##### COLLECTED DATA

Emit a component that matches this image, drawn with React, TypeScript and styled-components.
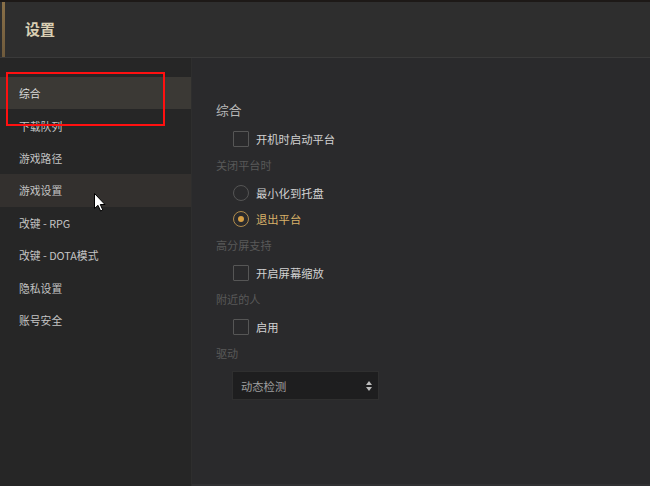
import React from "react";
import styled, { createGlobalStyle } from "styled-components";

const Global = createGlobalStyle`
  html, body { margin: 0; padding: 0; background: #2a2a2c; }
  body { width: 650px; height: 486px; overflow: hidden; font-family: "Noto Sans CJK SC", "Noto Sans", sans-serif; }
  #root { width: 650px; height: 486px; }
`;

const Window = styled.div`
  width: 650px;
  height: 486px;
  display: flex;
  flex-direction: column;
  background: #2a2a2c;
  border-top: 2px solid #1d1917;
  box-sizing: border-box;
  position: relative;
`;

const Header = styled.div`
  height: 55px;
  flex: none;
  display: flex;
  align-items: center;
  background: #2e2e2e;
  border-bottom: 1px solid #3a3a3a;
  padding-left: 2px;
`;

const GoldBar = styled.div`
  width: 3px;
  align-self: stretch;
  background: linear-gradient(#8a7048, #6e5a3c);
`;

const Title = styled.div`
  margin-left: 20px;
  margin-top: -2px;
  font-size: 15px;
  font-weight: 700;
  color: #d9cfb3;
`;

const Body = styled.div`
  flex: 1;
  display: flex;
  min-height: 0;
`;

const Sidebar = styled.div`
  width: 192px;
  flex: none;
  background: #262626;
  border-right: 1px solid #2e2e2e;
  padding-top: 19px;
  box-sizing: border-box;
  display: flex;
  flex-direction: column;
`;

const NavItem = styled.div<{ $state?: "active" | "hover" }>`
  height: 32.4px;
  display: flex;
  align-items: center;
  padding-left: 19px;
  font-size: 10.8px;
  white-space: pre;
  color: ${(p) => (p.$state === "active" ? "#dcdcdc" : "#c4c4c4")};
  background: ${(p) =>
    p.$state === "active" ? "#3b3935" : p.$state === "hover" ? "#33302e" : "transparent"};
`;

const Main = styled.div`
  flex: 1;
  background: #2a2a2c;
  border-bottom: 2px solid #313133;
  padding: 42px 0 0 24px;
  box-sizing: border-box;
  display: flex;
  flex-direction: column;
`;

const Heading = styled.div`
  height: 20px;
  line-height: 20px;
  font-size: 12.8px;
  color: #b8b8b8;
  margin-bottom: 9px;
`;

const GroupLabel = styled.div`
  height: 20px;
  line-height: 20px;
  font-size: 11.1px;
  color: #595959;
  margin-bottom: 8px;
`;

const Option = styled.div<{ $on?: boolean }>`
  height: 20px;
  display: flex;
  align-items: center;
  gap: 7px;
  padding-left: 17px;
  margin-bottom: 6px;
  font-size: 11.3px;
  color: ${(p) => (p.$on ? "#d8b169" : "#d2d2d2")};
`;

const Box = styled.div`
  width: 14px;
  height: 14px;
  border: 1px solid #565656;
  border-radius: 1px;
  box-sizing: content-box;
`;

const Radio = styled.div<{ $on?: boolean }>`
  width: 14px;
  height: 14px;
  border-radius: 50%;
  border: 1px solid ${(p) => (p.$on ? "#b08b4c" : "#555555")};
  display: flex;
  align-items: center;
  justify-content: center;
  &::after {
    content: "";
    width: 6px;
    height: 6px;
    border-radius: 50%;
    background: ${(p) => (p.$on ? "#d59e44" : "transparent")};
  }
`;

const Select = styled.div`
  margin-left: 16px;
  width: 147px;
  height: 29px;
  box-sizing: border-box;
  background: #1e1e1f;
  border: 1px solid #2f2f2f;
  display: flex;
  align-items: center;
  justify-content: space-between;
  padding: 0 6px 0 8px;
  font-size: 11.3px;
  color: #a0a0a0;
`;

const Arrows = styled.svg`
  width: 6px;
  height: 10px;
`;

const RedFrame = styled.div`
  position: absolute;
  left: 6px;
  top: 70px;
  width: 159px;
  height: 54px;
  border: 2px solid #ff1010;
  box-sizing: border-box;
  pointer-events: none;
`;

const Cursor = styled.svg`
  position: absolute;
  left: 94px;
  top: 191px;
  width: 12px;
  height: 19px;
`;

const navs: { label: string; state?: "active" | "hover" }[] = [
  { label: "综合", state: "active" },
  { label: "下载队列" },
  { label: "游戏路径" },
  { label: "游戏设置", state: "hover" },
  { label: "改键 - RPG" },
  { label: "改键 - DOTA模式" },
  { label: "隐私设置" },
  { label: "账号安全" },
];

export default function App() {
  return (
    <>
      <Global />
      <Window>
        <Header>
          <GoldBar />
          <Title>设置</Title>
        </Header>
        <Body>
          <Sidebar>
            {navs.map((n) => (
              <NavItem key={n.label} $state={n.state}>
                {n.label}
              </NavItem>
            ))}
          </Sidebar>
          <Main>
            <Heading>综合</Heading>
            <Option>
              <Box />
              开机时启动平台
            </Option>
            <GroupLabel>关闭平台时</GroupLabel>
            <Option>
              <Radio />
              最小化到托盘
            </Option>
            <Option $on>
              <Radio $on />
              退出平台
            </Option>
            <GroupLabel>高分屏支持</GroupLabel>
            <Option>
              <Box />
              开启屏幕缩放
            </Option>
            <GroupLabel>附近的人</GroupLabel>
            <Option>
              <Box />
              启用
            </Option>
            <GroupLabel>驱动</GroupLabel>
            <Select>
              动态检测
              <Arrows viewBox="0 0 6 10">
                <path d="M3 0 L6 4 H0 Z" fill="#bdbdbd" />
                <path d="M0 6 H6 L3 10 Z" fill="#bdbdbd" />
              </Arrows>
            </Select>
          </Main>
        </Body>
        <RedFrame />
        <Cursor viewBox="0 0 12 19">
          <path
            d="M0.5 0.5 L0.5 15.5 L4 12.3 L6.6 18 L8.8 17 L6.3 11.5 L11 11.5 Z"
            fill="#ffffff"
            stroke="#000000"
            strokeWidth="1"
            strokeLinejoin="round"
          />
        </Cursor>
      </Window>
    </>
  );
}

##########

Copy the listing in full and without alteration, omitting every picture.

**RESULT FOR THIS EXERCISE:**
Emit a component that matches this image, drawn with React, TypeScript and styled-components.
import React from "react";
import styled, { createGlobalStyle } from "styled-components";

const Global = createGlobalStyle`
  html, body { margin: 0; padding: 0; background: #2a2a2c; }
  body { width: 650px; height: 486px; overflow: hidden; font-family: "Noto Sans CJK SC", "Noto Sans", sans-serif; }
  #root { width: 650px; height: 486px; }
`;

const Window = styled.div`
  width: 650px;
  height: 486px;
  display: flex;
  flex-direction: column;
  background: #2a2a2c;
  border-top: 2px solid #1d1917;
  box-sizing: border-box;
  position: relative;
`;

const Header = styled.div`
  height: 55px;
  flex: none;
  display: flex;
  align-items: center;
  background: #2e2e2e;
  border-bottom: 1px solid #3a3a3a;
  padding-left: 2px;
`;

const GoldBar = styled.div`
  width: 3px;
  align-self: stretch;
  background: linear-gradient(#8a7048, #6e5a3c);
`;

const Title = styled.div`
  margin-left: 20px;
  margin-top: -2px;
  font-size: 15px;
  font-weight: 700;
  color: #d9cfb3;
`;

const Body = styled.div`
  flex: 1;
  display: flex;
  min-height: 0;
`;

const Sidebar = styled.div`
  width: 192px;
  flex: none;
  background: #262626;
  border-right: 1px solid #2e2e2e;
  padding-top: 19px;
  box-sizing: border-box;
  display: flex;
  flex-direction: column;
`;

const NavItem = styled.div<{ $state?: "active" | "hover" }>`
  height: 32.4px;
  display: flex;
  align-items: center;
  padding-left: 19px;
  font-size: 10.8px;
  white-space: pre;
  color: ${(p) => (p.$state === "active" ? "#dcdcdc" : "#c4c4c4")};
  background: ${(p) =>
    p.$state === "active" ? "#3b3935" : p.$state === "hover" ? "#33302e" : "transparent"};
`;

const Main = styled.div`
  flex: 1;
  background: #2a2a2c;
  border-bottom: 2px solid #313133;
  padding: 42px 0 0 24px;
  box-sizing: border-box;
  display: flex;
  flex-direction: column;
`;

const Heading = styled.div`
  height: 20px;
  line-height: 20px;
  font-size: 12.8px;
  color: #b8b8b8;
  margin-bottom: 9px;
`;

const GroupLabel = styled.div`
  height: 20px;
  line-height: 20px;
  font-size: 11.1px;
  color: #595959;
  margin-bottom: 8px;
`;

const Option = styled.div<{ $on?: boolean }>`
  height: 20px;
  display: flex;
  align-items: center;
  gap: 7px;
  padding-left: 17px;
  margin-bottom: 6px;
  font-size: 11.3px;
  color: ${(p) => (p.$on ? "#d8b169" : "#d2d2d2")};
`;

const Box = styled.div`
  width: 14px;
  height: 14px;
  border: 1px solid #565656;
  border-radius: 1px;
  box-sizing: content-box;
`;

const Radio = styled.div<{ $on?: boolean }>`
  width: 14px;
  height: 14px;
  border-radius: 50%;
  border: 1px solid ${(p) => (p.$on ? "#b08b4c" : "#555555")};
  display: flex;
  align-items: center;
  justify-content: center;
  &::after {
    content: "";
    width: 6px;
    height: 6px;
    border-radius: 50%;
    background: ${(p) => (p.$on ? "#d59e44" : "transparent")};
  }
`;

const Select = styled.div`
  margin-left: 16px;
  width: 147px;
  height: 29px;
  box-sizing: border-box;
  background: #1e1e1f;
  border: 1px solid #2f2f2f;
  display: flex;
  align-items: center;
  justify-content: space-between;
  padding: 0 6px 0 8px;
  font-size: 11.3px;
  color: #a0a0a0;
`;

const Arrows = styled.svg`
  width: 6px;
  height: 10px;
`;

const RedFrame = styled.div`
  position: absolute;
  left: 6px;
  top: 70px;
  width: 159px;
  height: 54px;
  border: 2px solid #ff1010;
  box-sizing: border-box;
  pointer-events: none;
`;

const Cursor = styled.svg`
  position: absolute;
  left: 94px;
  top: 191px;
  width: 12px;
  height: 19px;
`;

const navs: { label: string; state?: "active" | "hover" }[] = [
  { label: "综合", state: "active" },
  { label: "下载队列" },
  { label: "游戏路径" },
  { label: "游戏设置", state: "hover" },
  { label: "改键 - RPG" },
  { label: "改键 - DOTA模式" },
  { label: "隐私设置" },
  { label: "账号安全" },
];

export default function App() {
  return (
    <>
      <Global />
      <Window>
        <Header>
          <GoldBar />
          <Title>设置</Title>
        </Header>
        <Body>
          <Sidebar>
            {navs.map((n) => (
              <NavItem key={n.label} $state={n.state}>
                {n.label}
              </NavItem>
            ))}
          </Sidebar>
          <Main>
            <Heading>综合</Heading>
            <Option>
              <Box />
              开机时启动平台
            </Option>
            <GroupLabel>关闭平台时</GroupLabel>
            <Option>
              <Radio />
              最小化到托盘
            </Option>
            <Option $on>
              <Radio $on />
              退出平台
            </Option>
            <GroupLabel>高分屏支持</GroupLabel>
            <Option>
              <Box />
              开启屏幕缩放
            </Option>
            <GroupLabel>附近的人</GroupLabel>
            <Option>
              <Box />
              启用
            </Option>
            <GroupLabel>驱动</GroupLabel>
            <Select>
              动态检测
              <Arrows viewBox="0 0 6 10">
                <path d="M3 0 L6 4 H0 Z" fill="#bdbdbd" />
                <path d="M0 6 H6 L3 10 Z" fill="#bdbdbd" />
              </Arrows>
            </Select>
          </Main>
        </Body>
        <RedFrame />
        <Cursor viewBox="0 0 12 19">
          <path
            d="M0.5 0.5 L0.5 15.5 L4 12.3 L6.6 18 L8.8 17 L6.3 11.5 L11 11.5 Z"
            fill="#ffffff"
            stroke="#000000"
            strokeWidth="1"
            strokeLinejoin="round"
          />
        </Cursor>
      </Window>
    </>
  );
}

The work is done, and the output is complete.